= Information provided =
begin

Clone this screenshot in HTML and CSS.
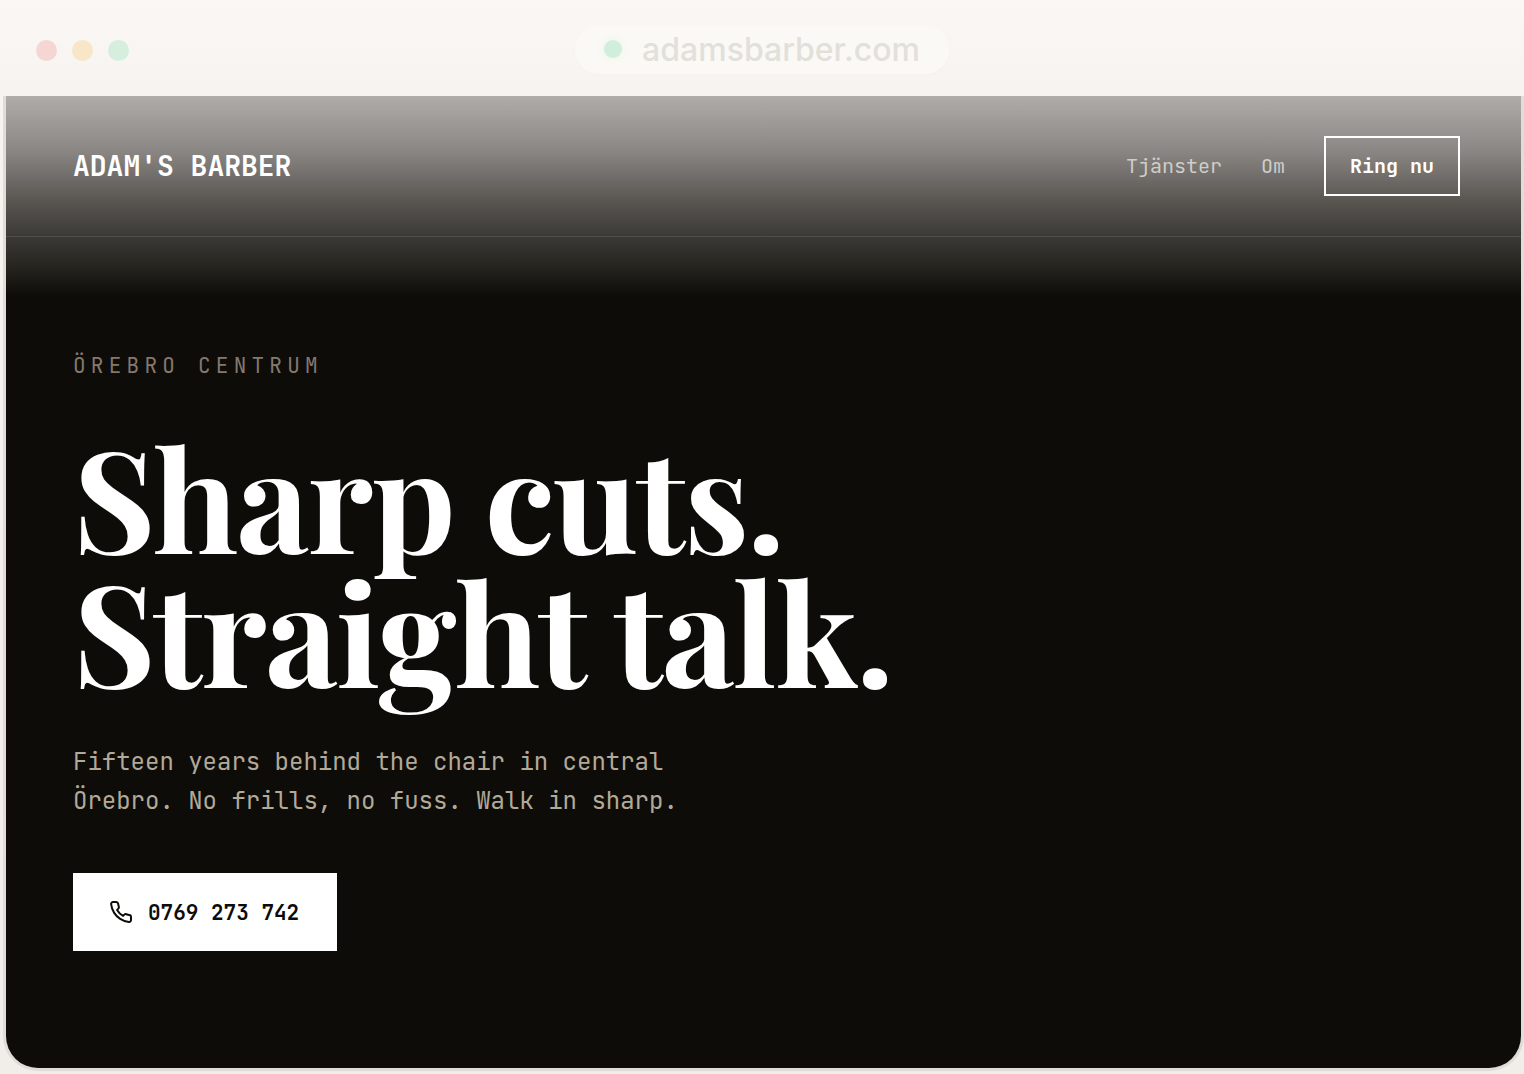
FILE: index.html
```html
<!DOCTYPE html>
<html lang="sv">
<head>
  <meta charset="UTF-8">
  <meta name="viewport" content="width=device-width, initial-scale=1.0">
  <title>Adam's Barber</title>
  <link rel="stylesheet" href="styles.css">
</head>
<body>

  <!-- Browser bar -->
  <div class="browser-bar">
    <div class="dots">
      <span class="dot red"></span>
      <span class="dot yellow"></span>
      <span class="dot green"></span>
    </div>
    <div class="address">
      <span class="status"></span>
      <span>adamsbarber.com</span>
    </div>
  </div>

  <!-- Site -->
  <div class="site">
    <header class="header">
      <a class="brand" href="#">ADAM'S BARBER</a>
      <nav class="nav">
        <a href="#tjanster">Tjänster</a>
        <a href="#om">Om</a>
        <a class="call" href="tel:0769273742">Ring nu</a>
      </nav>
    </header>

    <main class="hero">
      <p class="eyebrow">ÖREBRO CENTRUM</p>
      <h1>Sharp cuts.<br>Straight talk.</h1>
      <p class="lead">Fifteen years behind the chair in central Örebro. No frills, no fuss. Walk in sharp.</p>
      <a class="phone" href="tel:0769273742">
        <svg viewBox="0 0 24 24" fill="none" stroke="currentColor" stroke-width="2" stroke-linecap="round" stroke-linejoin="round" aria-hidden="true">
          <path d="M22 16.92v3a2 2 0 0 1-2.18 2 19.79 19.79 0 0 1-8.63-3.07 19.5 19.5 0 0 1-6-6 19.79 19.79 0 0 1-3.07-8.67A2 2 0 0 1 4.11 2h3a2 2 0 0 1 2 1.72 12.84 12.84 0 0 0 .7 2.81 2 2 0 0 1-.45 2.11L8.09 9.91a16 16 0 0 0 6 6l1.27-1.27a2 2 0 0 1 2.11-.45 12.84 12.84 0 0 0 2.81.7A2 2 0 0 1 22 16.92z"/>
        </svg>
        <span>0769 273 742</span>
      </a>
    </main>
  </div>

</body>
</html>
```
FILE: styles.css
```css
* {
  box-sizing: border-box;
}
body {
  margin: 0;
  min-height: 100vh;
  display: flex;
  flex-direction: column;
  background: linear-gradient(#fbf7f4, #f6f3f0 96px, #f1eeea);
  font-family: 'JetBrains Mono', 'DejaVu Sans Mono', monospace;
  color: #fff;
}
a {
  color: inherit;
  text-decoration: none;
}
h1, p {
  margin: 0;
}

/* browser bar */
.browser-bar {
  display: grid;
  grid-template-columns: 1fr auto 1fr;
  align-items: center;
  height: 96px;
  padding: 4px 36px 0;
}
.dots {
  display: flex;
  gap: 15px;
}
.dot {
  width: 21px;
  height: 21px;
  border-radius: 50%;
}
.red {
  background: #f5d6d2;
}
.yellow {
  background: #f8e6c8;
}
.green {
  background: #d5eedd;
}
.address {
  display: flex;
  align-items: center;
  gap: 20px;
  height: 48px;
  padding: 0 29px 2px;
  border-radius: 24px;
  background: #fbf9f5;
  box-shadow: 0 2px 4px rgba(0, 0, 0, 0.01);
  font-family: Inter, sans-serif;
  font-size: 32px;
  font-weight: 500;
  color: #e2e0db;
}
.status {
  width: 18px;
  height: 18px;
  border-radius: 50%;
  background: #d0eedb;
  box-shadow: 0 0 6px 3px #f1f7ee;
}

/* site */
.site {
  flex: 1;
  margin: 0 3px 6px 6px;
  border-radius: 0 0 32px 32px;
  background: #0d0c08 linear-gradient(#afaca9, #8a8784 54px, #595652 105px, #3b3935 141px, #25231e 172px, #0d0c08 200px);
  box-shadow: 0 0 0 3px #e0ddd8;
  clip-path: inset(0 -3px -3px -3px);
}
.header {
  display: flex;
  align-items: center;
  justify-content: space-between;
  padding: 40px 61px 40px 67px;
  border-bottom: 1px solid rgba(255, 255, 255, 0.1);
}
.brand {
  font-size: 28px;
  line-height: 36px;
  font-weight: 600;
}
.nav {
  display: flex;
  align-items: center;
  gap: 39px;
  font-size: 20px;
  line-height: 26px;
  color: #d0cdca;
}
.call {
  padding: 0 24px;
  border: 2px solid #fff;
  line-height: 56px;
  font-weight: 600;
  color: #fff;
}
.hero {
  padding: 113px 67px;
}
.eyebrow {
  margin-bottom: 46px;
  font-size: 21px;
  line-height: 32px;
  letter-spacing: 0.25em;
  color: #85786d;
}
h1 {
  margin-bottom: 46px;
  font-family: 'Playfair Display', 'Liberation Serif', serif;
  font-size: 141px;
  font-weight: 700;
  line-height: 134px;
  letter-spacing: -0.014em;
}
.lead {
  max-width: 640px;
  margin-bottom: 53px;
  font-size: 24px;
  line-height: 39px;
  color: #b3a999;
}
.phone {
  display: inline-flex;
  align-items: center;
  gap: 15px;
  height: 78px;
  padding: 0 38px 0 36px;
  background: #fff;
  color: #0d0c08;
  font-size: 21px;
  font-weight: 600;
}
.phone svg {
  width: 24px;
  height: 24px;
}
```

end

= Task goal =
Output an exact copy of the material, with the pictures removed.

= Full answer =
Clone this screenshot in HTML and CSS.
FILE: index.html
```html
<!DOCTYPE html>
<html lang="sv">
<head>
  <meta charset="UTF-8">
  <meta name="viewport" content="width=device-width, initial-scale=1.0">
  <title>Adam's Barber</title>
  <link rel="stylesheet" href="styles.css">
</head>
<body>

  <!-- Browser bar -->
  <div class="browser-bar">
    <div class="dots">
      <span class="dot red"></span>
      <span class="dot yellow"></span>
      <span class="dot green"></span>
    </div>
    <div class="address">
      <span class="status"></span>
      <span>adamsbarber.com</span>
    </div>
  </div>

  <!-- Site -->
  <div class="site">
    <header class="header">
      <a class="brand" href="#">ADAM'S BARBER</a>
      <nav class="nav">
        <a href="#tjanster">Tjänster</a>
        <a href="#om">Om</a>
        <a class="call" href="tel:0769273742">Ring nu</a>
      </nav>
    </header>

    <main class="hero">
      <p class="eyebrow">ÖREBRO CENTRUM</p>
      <h1>Sharp cuts.<br>Straight talk.</h1>
      <p class="lead">Fifteen years behind the chair in central Örebro. No frills, no fuss. Walk in sharp.</p>
      <a class="phone" href="tel:0769273742">
        <svg viewBox="0 0 24 24" fill="none" stroke="currentColor" stroke-width="2" stroke-linecap="round" stroke-linejoin="round" aria-hidden="true">
          <path d="M22 16.92v3a2 2 0 0 1-2.18 2 19.79 19.79 0 0 1-8.63-3.07 19.5 19.5 0 0 1-6-6 19.79 19.79 0 0 1-3.07-8.67A2 2 0 0 1 4.11 2h3a2 2 0 0 1 2 1.72 12.84 12.84 0 0 0 .7 2.81 2 2 0 0 1-.45 2.11L8.09 9.91a16 16 0 0 0 6 6l1.27-1.27a2 2 0 0 1 2.11-.45 12.84 12.84 0 0 0 2.81.7A2 2 0 0 1 22 16.92z"/>
        </svg>
        <span>0769 273 742</span>
      </a>
    </main>
  </div>

</body>
</html>
```
FILE: styles.css
```css
* {
  box-sizing: border-box;
}
body {
  margin: 0;
  min-height: 100vh;
  display: flex;
  flex-direction: column;
  background: linear-gradient(#fbf7f4, #f6f3f0 96px, #f1eeea);
  font-family: 'JetBrains Mono', 'DejaVu Sans Mono', monospace;
  color: #fff;
}
a {
  color: inherit;
  text-decoration: none;
}
h1, p {
  margin: 0;
}

/* browser bar */
.browser-bar {
  display: grid;
  grid-template-columns: 1fr auto 1fr;
  align-items: center;
  height: 96px;
  padding: 4px 36px 0;
}
.dots {
  display: flex;
  gap: 15px;
}
.dot {
  width: 21px;
  height: 21px;
  border-radius: 50%;
}
.red {
  background: #f5d6d2;
}
.yellow {
  background: #f8e6c8;
}
.green {
  background: #d5eedd;
}
.address {
  display: flex;
  align-items: center;
  gap: 20px;
  height: 48px;
  padding: 0 29px 2px;
  border-radius: 24px;
  background: #fbf9f5;
  box-shadow: 0 2px 4px rgba(0, 0, 0, 0.01);
  font-family: Inter, sans-serif;
  font-size: 32px;
  font-weight: 500;
  color: #e2e0db;
}
.status {
  width: 18px;
  height: 18px;
  border-radius: 50%;
  background: #d0eedb;
  box-shadow: 0 0 6px 3px #f1f7ee;
}

/* site */
.site {
  flex: 1;
  margin: 0 3px 6px 6px;
  border-radius: 0 0 32px 32px;
  background: #0d0c08 linear-gradient(#afaca9, #8a8784 54px, #595652 105px, #3b3935 141px, #25231e 172px, #0d0c08 200px);
  box-shadow: 0 0 0 3px #e0ddd8;
  clip-path: inset(0 -3px -3px -3px);
}
.header {
  display: flex;
  align-items: center;
  justify-content: space-between;
  padding: 40px 61px 40px 67px;
  border-bottom: 1px solid rgba(255, 255, 255, 0.1);
}
.brand {
  font-size: 28px;
  line-height: 36px;
  font-weight: 600;
}
.nav {
  display: flex;
  align-items: center;
  gap: 39px;
  font-size: 20px;
  line-height: 26px;
  color: #d0cdca;
}
.call {
  padding: 0 24px;
  border: 2px solid #fff;
  line-height: 56px;
  font-weight: 600;
  color: #fff;
}
.hero {
  padding: 113px 67px;
}
.eyebrow {
  margin-bottom: 46px;
  font-size: 21px;
  line-height: 32px;
  letter-spacing: 0.25em;
  color: #85786d;
}
h1 {
  margin-bottom: 46px;
  font-family: 'Playfair Display', 'Liberation Serif', serif;
  font-size: 141px;
  font-weight: 700;
  line-height: 134px;
  letter-spacing: -0.014em;
}
.lead {
  max-width: 640px;
  margin-bottom: 53px;
  font-size: 24px;
  line-height: 39px;
  color: #b3a999;
}
.phone {
  display: inline-flex;
  align-items: center;
  gap: 15px;
  height: 78px;
  padding: 0 38px 0 36px;
  background: #fff;
  color: #0d0c08;
  font-size: 21px;
  font-weight: 600;
}
.phone svg {
  width: 24px;
  height: 24px;
}
```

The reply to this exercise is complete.